Officers did not register the complaint of conversion by allurement against the Christians. Banerjee gave a written complaint requesting protection against any future attack but did not press charges against the assailants.

He was forced to spend the night in the police station, returning home at around 10 a.m. this morning. A mob of BJP supporters today protested at the police station, demanding action against the Christians.

Political Motives

On Sunday (February 24), around 30 extremists suspected to be from the Bajrang Dal, youth wing of the Hindu extremist Vishwa Hindu Parishad (World Hindu Council), pelted the Catholic St. Sebastian Church with stones and vandalized vehicles of church members in New Delhi’s Dilshad Garden area.

Bajrang Dal leaders denied members of their group took part in the attack.

The assailants shouted slogans ordering the Christians to leave the country (see Compass Direct News, “India Briefs,” February 26).

The BJP is gearing up for legislative elections later this year, and a representative of the Christian Legal Association (CLA), which assisted GMI, told Compass that the recent attacks can be linked to the forthcoming polls.

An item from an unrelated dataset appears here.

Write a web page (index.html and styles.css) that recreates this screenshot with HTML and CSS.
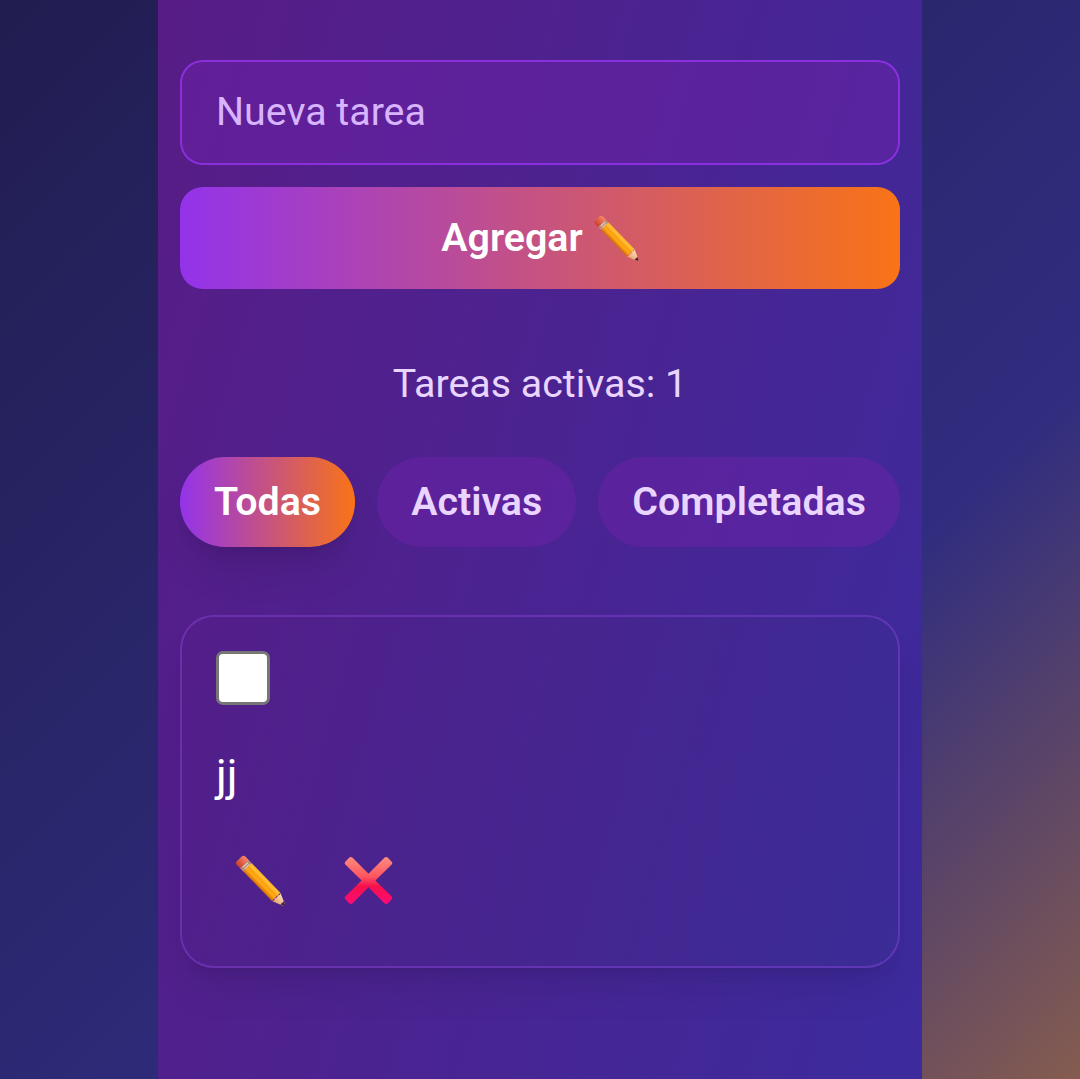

“In some areas in Delhi,” said the CLA representative, “especially where the crime rate is high, the BJP finds it easier to create tensions and thereby polarize voters along religious lines.”

Political parties are in election mode throughout the country as state legislative elections are expected to take place this year not only in Delhi but in Karnataka, Meghalaya, Nagaland, Tripura, Jammu and Kashmir, Mizoram, Rajasthan, Madhya Pradesh and Chhattisgarh. In addition, the next general elections are due next year.

Christians fear the incidence of persecution will increase this year. Last December 5, a mob of at least 150 unidentified people damaged a Catholic church under construction in Pitampura area of the national capital. The attackers threatened to break the bones of the site foreman and laborers, and said they feared people would convert to Christianity if the church were built. (See Compass Direct News, “Attack On Christianity Reaches Cosmopolitan Pockets,” December 18, 2007.)

There are 130,319 Christians in Delhi, which has a population of more than 13.8 million. The Congress Party is in power.